1. Abdel Nasser Laouini is a cause lawyer who defended in court leaders of the 2008 protests against nepotism in Tunisia’s Gafsa mining basin; he also participated in the lawyers’ demonstration in Tunis during the uprising. The video of his cri de coeur is at https://youtu.be/OKKvc4sxwfw. “Ben Ali harab!” translates to “Ben Ali has fled!”

2. Roger Owen, The Rise and Fall of Arab Presidents for Life (Cambridge, MA: Harvard University Press, 2012), 172.

3. Al-Shurouq, January 15, 2011.

4. “One people against the emergency” and “Khaled Said, martyr of the emergency” were the banners held up by Alexandria protesters. Al-Shurouq, June 26, 2010.

5. Associated Press, “Thousands of Egyptians Protest What They Call Police Torture,” June 25, 2010.

6. Fahmi Howeidy, “Jadal al-Ḥadath al-Tunisi wa Ajrasihi,” Al-Shurouq, January 25, 2011.

7. “Tunisia Echoes in the Arab Street,” Al-Ahram Weekly, January 20–26, 2011.

8. A transcript of the January 25 interview is printed in Al-Misri al-Yawm, January 27, 2011.

9. “Ta’jil tarh qanun al-wazifa al-ʿamma bi-sabab ahdath Tunis,” Al-Shurouq, January 19, 2011; “Al-ukuma Tastajib li Malib al-Muhtajjin,” Al-Misri al-Yawm, January 21, 2011.

10. On January 25, 1952, colonial British forces massacred fifty nationalist policemen in Ismailia, leading to large anticolonial demonstrations in Cairo.
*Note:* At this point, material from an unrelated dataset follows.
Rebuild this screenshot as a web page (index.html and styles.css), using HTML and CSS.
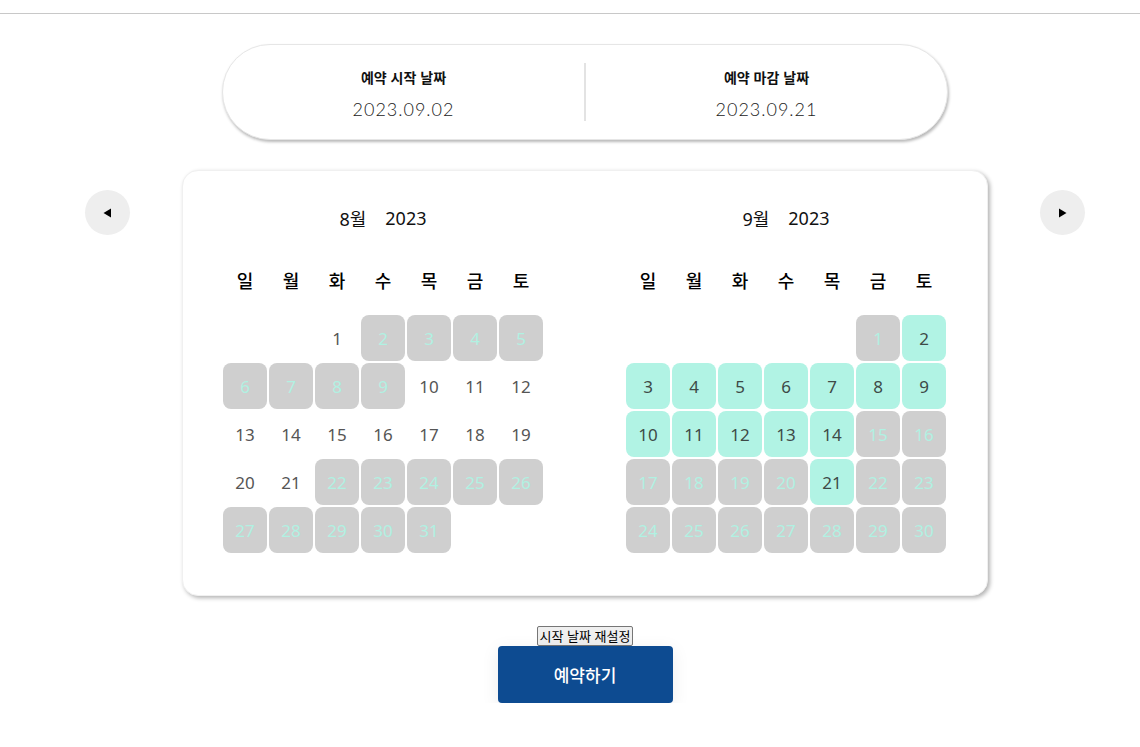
FILE: index.html
```html
<!DOCTYPE html>
<html lang="ko">
<head>
<meta charset="utf-8">
<title>예약</title>
<link rel="stylesheet" href="styles.css">
</head>
<body>
<header class="topbar"></header>
<main class="page">
  <section class="range">
    <div class="range-item">
      <div class="range-label">예약 시작 날짜</div>
      <div class="range-date">2023.09.02</div>
    </div>
    <div class="range-divider"></div>
    <div class="range-item">
      <div class="range-label">예약 마감 날짜</div>
      <div class="range-date">2023.09.21</div>
    </div>
  </section>

  <section class="cal-row">
    <button class="nav-btn" aria-label="이전 달">
      <svg width="9" height="10" viewBox="0 0 9 10"><path d="M8 0.5 L0.5 5 L8 9.5 Z" fill="#000"/></svg>
    </button>
    <div class="card">
      <div class="month">
        <div class="month-title"><span>8월</span><span>2023</span></div>
        <div class="weekdays"><span>일</span><span>월</span><span>화</span><span>수</span><span>목</span><span>금</span><span>토</span></div>
        <div class="days">
          <span class="day empty"></span><span class="day empty"></span>
          <span class="day">1</span>
          <span class="day off">2</span><span class="day off">3</span><span class="day off">4</span><span class="day off">5</span>
          <span class="day off">6</span><span class="day off">7</span><span class="day off">8</span><span class="day off">9</span>
          <span class="day">10</span><span class="day">11</span><span class="day">12</span>
          <span class="day">13</span><span class="day">14</span><span class="day">15</span><span class="day">16</span><span class="day">17</span><span class="day">18</span><span class="day">19</span>
          <span class="day">20</span><span class="day">21</span>
          <span class="day off">22</span><span class="day off">23</span><span class="day off">24</span><span class="day off">25</span><span class="day off">26</span>
          <span class="day off">27</span><span class="day off">28</span><span class="day off">29</span><span class="day off">30</span><span class="day off">31</span>
        </div>
      </div>
      <div class="month">
        <div class="month-title"><span>9월</span><span>2023</span></div>
        <div class="weekdays"><span>일</span><span>월</span><span>화</span><span>수</span><span>목</span><span>금</span><span>토</span></div>
        <div class="days">
          <span class="day empty"></span><span class="day empty"></span><span class="day empty"></span><span class="day empty"></span><span class="day empty"></span>
          <span class="day off">1</span><span class="day sel">2</span>
          <span class="day sel">3</span><span class="day sel">4</span><span class="day sel">5</span><span class="day sel">6</span><span class="day sel">7</span><span class="day sel">8</span><span class="day sel">9</span>
          <span class="day sel">10</span><span class="day sel">11</span><span class="day sel">12</span><span class="day sel">13</span><span class="day sel">14</span><span class="day off">15</span><span class="day off">16</span>
          <span class="day off">17</span><span class="day off">18</span><span class="day off">19</span><span class="day off">20</span><span class="day sel">21</span><span class="day off">22</span><span class="day off">23</span>
          <span class="day off">24</span><span class="day off">25</span><span class="day off">26</span><span class="day off">27</span><span class="day off">28</span><span class="day off">29</span><span class="day off">30</span>
        </div>
      </div>
    </div>
    <button class="nav-btn" aria-label="다음 달">
      <svg width="9" height="10" viewBox="0 0 9 10"><path d="M1 0.5 L8.5 5 L1 9.5 Z" fill="#000"/></svg>
    </button>
  </section>

  <section class="actions">
    <button class="reset-btn">시작 날짜 재설정</button>
    <button class="book-btn">예약하기</button>
  </section>
</main>
</body>
</html>
```

FILE: styles.css
```css
* { box-sizing: border-box; }
html, body { margin: 0; padding: 0; background: #fff; }
body {
  font-family: "Noto Sans", "Noto Sans CJK KR", sans-serif;
  color: #000;
}
.topbar {
  height: 14px;
  border-bottom: 1px solid #c8c8c8;
}
.page {
  padding-left: 30px;
  display: flex;
  flex-direction: column;
  align-items: center;
}
.range {
  margin-top: 30px;
  width: 726px;
  height: 96px;
  padding-top: 4px;
  border-radius: 48px;
  border: 1px solid #e6e6e6;
  box-shadow: 1px 2px 3px rgba(0,0,0,0.28);
  display: flex;
  align-items: center;
  background: #fff;
}
.range-item {
  flex: 1;
  display: flex;
  flex-direction: column;
  align-items: center;
}
.range-label {
  font-family: "Noto Sans CJK KR", sans-serif;
  font-weight: 700;
  font-size: 14px;
  line-height: 20px;
  color: #111;
}
.range-date {
  margin-top: 10px;
  font-family: "Lato", "Noto Sans", sans-serif;
  font-weight: 300;
  font-size: 18px;
  letter-spacing: 1px;
  line-height: 24px;
  color: #222;
}
.range-divider {
  width: 2px;
  height: 58px;
  margin-top: -4px;
  background: #e3e3e3;
}
.cal-row {
  margin-top: 30px;
  display: flex;
  align-items: flex-start;
  gap: 52px;
}
.nav-btn {
  margin-top: 20px;
  width: 45px;
  height: 45px;
  border-radius: 50%;
  border: none;
  background: #eeeeee;
  display: flex;
  align-items: center;
  justify-content: center;
  padding: 0;
}
.card {
  width: 806px;
  background: #fff;
  border-radius: 16px;
  border: 1px solid #f0f0f0;
  box-shadow: 2px 2px 4px rgba(0,0,0,0.3);
  padding: 29px 41px 42px 40px;
  display: flex;
  justify-content: space-between;
}
.month {
  width: 320px;
  display: flex;
  flex-direction: column;
}
.month-title {
  height: 36px;
  display: flex;
  justify-content: center;
  align-items: center;
  gap: 19px;
  font-family: "Noto Sans", "Noto Sans CJK KR", sans-serif;
  font-size: 18px;
  color: #111;
}
.weekdays {
  margin-top: 26px;
  height: 36px;
  display: grid;
  grid-template-columns: repeat(7, 44px);
  column-gap: 2px;
  align-items: center;
  text-align: center;
  font-family: "Noto Sans CJK KR", sans-serif;
  font-weight: 500;
  font-size: 18px;
  color: #000;
}
.days {
  margin-top: 17px;
  display: grid;
  grid-template-columns: repeat(7, 44px);
  grid-auto-rows: 46px;
  gap: 2px;
}
.day {
  display: flex;
  align-items: center;
  justify-content: center;
  border-radius: 8px;
  font-size: 17px;
  color: #555;
}
.day.off {
  background: #cfcfcf;
  color: #b1f1e2;
}
.day.sel {
  background: #b1f3e4;
  color: #3e4a47;
}
.actions {
  margin-top: 30px;
  display: flex;
  flex-direction: column;
  align-items: center;
}
.reset-btn {
  font-family: "Noto Sans CJK KR", sans-serif;
  font-size: 13px;
  line-height: 16px;
  height: 20px;
  padding: 1px 1px;
  border: 1px solid #767676;
  border-radius: 2px;
  background: #efefef;
  color: #000;
}
.book-btn {
  width: 175px;
  height: 57px;
  border: none;
  border-radius: 4px;
  background: #0d4b91;
  color: #fff;
  font-family: "Noto Sans CJK KR", sans-serif;
  font-size: 17px;
  font-weight: 500;
  box-shadow: 0 4px 18px rgba(0,0,0,0.08);
}
```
See Nancy Reynolds, A City Consumed: Urban Commerce, the Cairo Fire, and the Politics of Decolonization in Egypt (Palo Alto, CA: Stanford University Press, 2012).

11. Intelligence agents threatened the Muslim Brothers’ leadership with arrest if they officially endorsed the protest action. “Al-Ikhwan Yusharikun bi Muzaharat al-Yawm,” Al-Shurouq, January 25, 2011.